Supplied material >>
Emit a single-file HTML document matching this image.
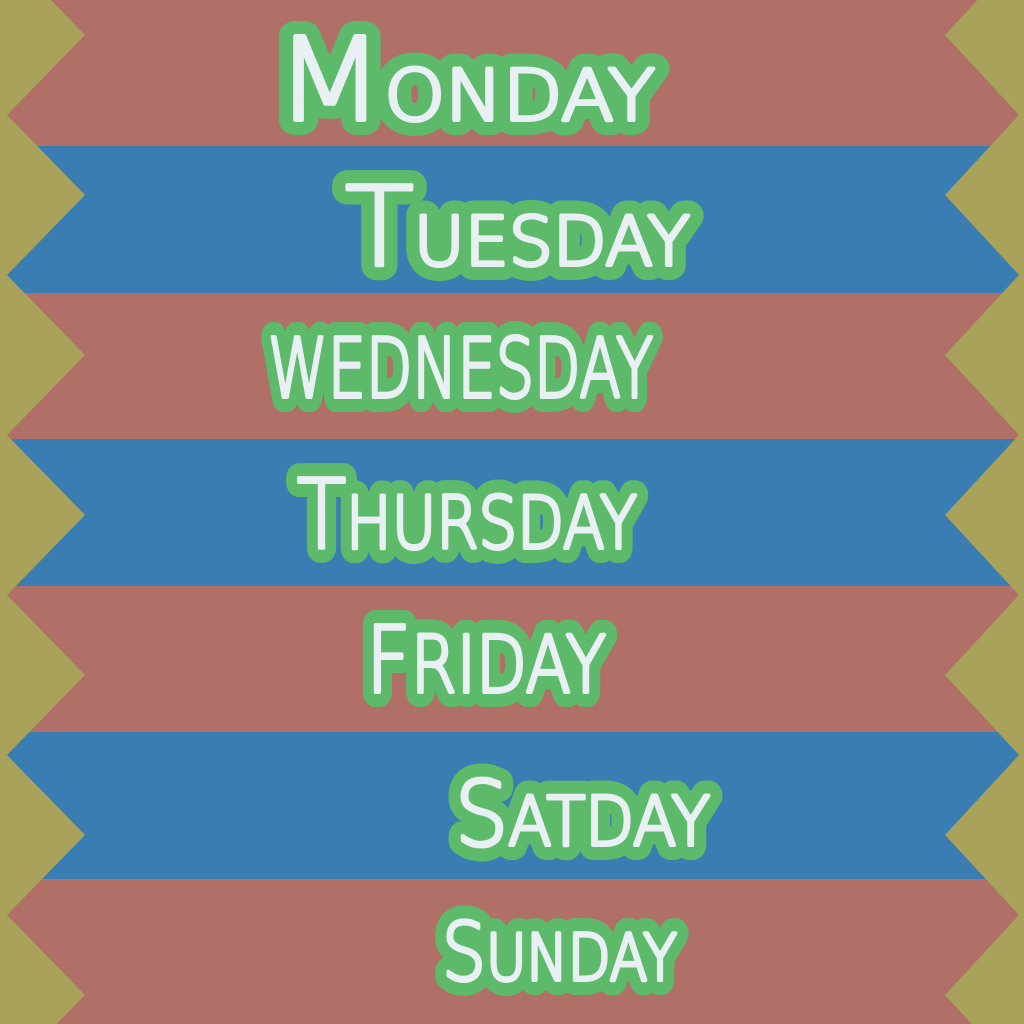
<!DOCTYPE html>
<html><head><meta charset="utf-8"><style>
html,body{margin:0;padding:0;width:1024px;height:1024px;overflow:hidden;background:#a8a25a}
svg{display:block}
text{font-family:"DejaVu Sans","Liberation Sans",sans-serif;font-weight:200}
.g{fill:#5cba6a;stroke:#5cba6a;stroke-width:30;stroke-linejoin:round;stroke-linecap:round}
.w{fill:#e8f0f4;stroke:#e8f0f4;stroke-width:4;stroke-linejoin:round}
</style></head><body>
<svg width="1024" height="1024" viewBox="0 0 1024 1024">
<rect x="0" y="0" width="1024" height="146" fill="#b07068"/>
<rect x="0" y="146" width="1024" height="147" fill="#3a7db2"/>
<rect x="0" y="293" width="1024" height="146" fill="#b07068"/>
<rect x="0" y="439" width="1024" height="147" fill="#3a7db2"/>
<rect x="0" y="586" width="1024" height="146" fill="#b07068"/>
<rect x="0" y="732" width="1024" height="147" fill="#3a7db2"/>
<rect x="0" y="879" width="1024" height="145" fill="#b07068"/>
<polygon fill="#a8a25a" points="0,-45 7,-45 85,35 7,115 85,195 7,275 85,355 7,435 85,515 7,595 85,675 7,755 85,835 7,915 85,995 7,1075 0,1075"/>
<polygon fill="#a8a25a" points="1024,-45 1019,-45 945,35 1019,115 945,195 1019,275 945,355 1019,435 945,515 1019,595 945,675 1019,755 945,835 1019,915 945,995 1019,1075 1024,1075"/>
<g>
<text class="g" x="275" y="120" font-size="70" textLength="380" lengthAdjust="spacingAndGlyphs"><tspan font-size="115">M</tspan>ONDAY</text>
<text class="w" x="275" y="120" font-size="70" textLength="380" lengthAdjust="spacingAndGlyphs"><tspan font-size="115">M</tspan>ONDAY</text>
<text class="g" x="345" y="265" font-size="68" textLength="345" lengthAdjust="spacingAndGlyphs"><tspan font-size="110">T</tspan>UESDAY</text>
<text class="w" x="345" y="265" font-size="68" textLength="345" lengthAdjust="spacingAndGlyphs"><tspan font-size="110">T</tspan>UESDAY</text>
<text class="g" x="268" y="397" font-size="82" textLength="385" lengthAdjust="spacingAndGlyphs">WEDNESDAY</text>
<text class="w" x="268" y="397" font-size="82" textLength="385" lengthAdjust="spacingAndGlyphs">WEDNESDAY</text>
<text class="g" x="297" y="548" font-size="72" textLength="340" lengthAdjust="spacingAndGlyphs"><tspan font-size="95">T</tspan>HURSDAY</text>
<text class="w" x="297" y="548" font-size="72" textLength="340" lengthAdjust="spacingAndGlyphs"><tspan font-size="95">T</tspan>HURSDAY</text>
<text class="g" x="366" y="692" font-size="78" textLength="240" lengthAdjust="spacingAndGlyphs"><tspan font-size="92">F</tspan>RIDAY</text>
<text class="w" x="366" y="692" font-size="78" textLength="240" lengthAdjust="spacingAndGlyphs"><tspan font-size="92">F</tspan>RIDAY</text>
<text class="g" x="455" y="845" font-size="68" textLength="255" lengthAdjust="spacingAndGlyphs"><tspan font-size="90">S</tspan>ATDAY</text>
<text class="w" x="455" y="845" font-size="68" textLength="255" lengthAdjust="spacingAndGlyphs"><tspan font-size="90">S</tspan>ATDAY</text>
<text class="g" x="442" y="980" font-size="64" textLength="235" lengthAdjust="spacingAndGlyphs"><tspan font-size="80">S</tspan>UNDAY</text>
<text class="w" x="442" y="980" font-size="64" textLength="235" lengthAdjust="spacingAndGlyphs"><tspan font-size="80">S</tspan>UNDAY</text>
</g>
</svg>
</body></html>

Objective >> Go through the listing above and write it out again exactly, dropping the pictures.

Output of the task >>
Emit a single-file HTML document matching this image.
<!DOCTYPE html>
<html><head><meta charset="utf-8"><style>
html,body{margin:0;padding:0;width:1024px;height:1024px;overflow:hidden;background:#a8a25a}
svg{display:block}
text{font-family:"DejaVu Sans","Liberation Sans",sans-serif;font-weight:200}
.g{fill:#5cba6a;stroke:#5cba6a;stroke-width:30;stroke-linejoin:round;stroke-linecap:round}
.w{fill:#e8f0f4;stroke:#e8f0f4;stroke-width:4;stroke-linejoin:round}
</style></head><body>
<svg width="1024" height="1024" viewBox="0 0 1024 1024">
<rect x="0" y="0" width="1024" height="146" fill="#b07068"/>
<rect x="0" y="146" width="1024" height="147" fill="#3a7db2"/>
<rect x="0" y="293" width="1024" height="146" fill="#b07068"/>
<rect x="0" y="439" width="1024" height="147" fill="#3a7db2"/>
<rect x="0" y="586" width="1024" height="146" fill="#b07068"/>
<rect x="0" y="732" width="1024" height="147" fill="#3a7db2"/>
<rect x="0" y="879" width="1024" height="145" fill="#b07068"/>
<polygon fill="#a8a25a" points="0,-45 7,-45 85,35 7,115 85,195 7,275 85,355 7,435 85,515 7,595 85,675 7,755 85,835 7,915 85,995 7,1075 0,1075"/>
<polygon fill="#a8a25a" points="1024,-45 1019,-45 945,35 1019,115 945,195 1019,275 945,355 1019,435 945,515 1019,595 945,675 1019,755 945,835 1019,915 945,995 1019,1075 1024,1075"/>
<g>
<text class="g" x="275" y="120" font-size="70" textLength="380" lengthAdjust="spacingAndGlyphs"><tspan font-size="115">M</tspan>ONDAY</text>
<text class="w" x="275" y="120" font-size="70" textLength="380" lengthAdjust="spacingAndGlyphs"><tspan font-size="115">M</tspan>ONDAY</text>
<text class="g" x="345" y="265" font-size="68" textLength="345" lengthAdjust="spacingAndGlyphs"><tspan font-size="110">T</tspan>UESDAY</text>
<text class="w" x="345" y="265" font-size="68" textLength="345" lengthAdjust="spacingAndGlyphs"><tspan font-size="110">T</tspan>UESDAY</text>
<text class="g" x="268" y="397" font-size="82" textLength="385" lengthAdjust="spacingAndGlyphs">WEDNESDAY</text>
<text class="w" x="268" y="397" font-size="82" textLength="385" lengthAdjust="spacingAndGlyphs">WEDNESDAY</text>
<text class="g" x="297" y="548" font-size="72" textLength="340" lengthAdjust="spacingAndGlyphs"><tspan font-size="95">T</tspan>HURSDAY</text>
<text class="w" x="297" y="548" font-size="72" textLength="340" lengthAdjust="spacingAndGlyphs"><tspan font-size="95">T</tspan>HURSDAY</text>
<text class="g" x="366" y="692" font-size="78" textLength="240" lengthAdjust="spacingAndGlyphs"><tspan font-size="92">F</tspan>RIDAY</text>
<text class="w" x="366" y="692" font-size="78" textLength="240" lengthAdjust="spacingAndGlyphs"><tspan font-size="92">F</tspan>RIDAY</text>
<text class="g" x="455" y="845" font-size="68" textLength="255" lengthAdjust="spacingAndGlyphs"><tspan font-size="90">S</tspan>ATDAY</text>
<text class="w" x="455" y="845" font-size="68" textLength="255" lengthAdjust="spacingAndGlyphs"><tspan font-size="90">S</tspan>ATDAY</text>
<text class="g" x="442" y="980" font-size="64" textLength="235" lengthAdjust="spacingAndGlyphs"><tspan font-size="80">S</tspan>UNDAY</text>
<text class="w" x="442" y="980" font-size="64" textLength="235" lengthAdjust="spacingAndGlyphs"><tspan font-size="80">S</tspan>UNDAY</text>
</g>
</svg>
</body></html>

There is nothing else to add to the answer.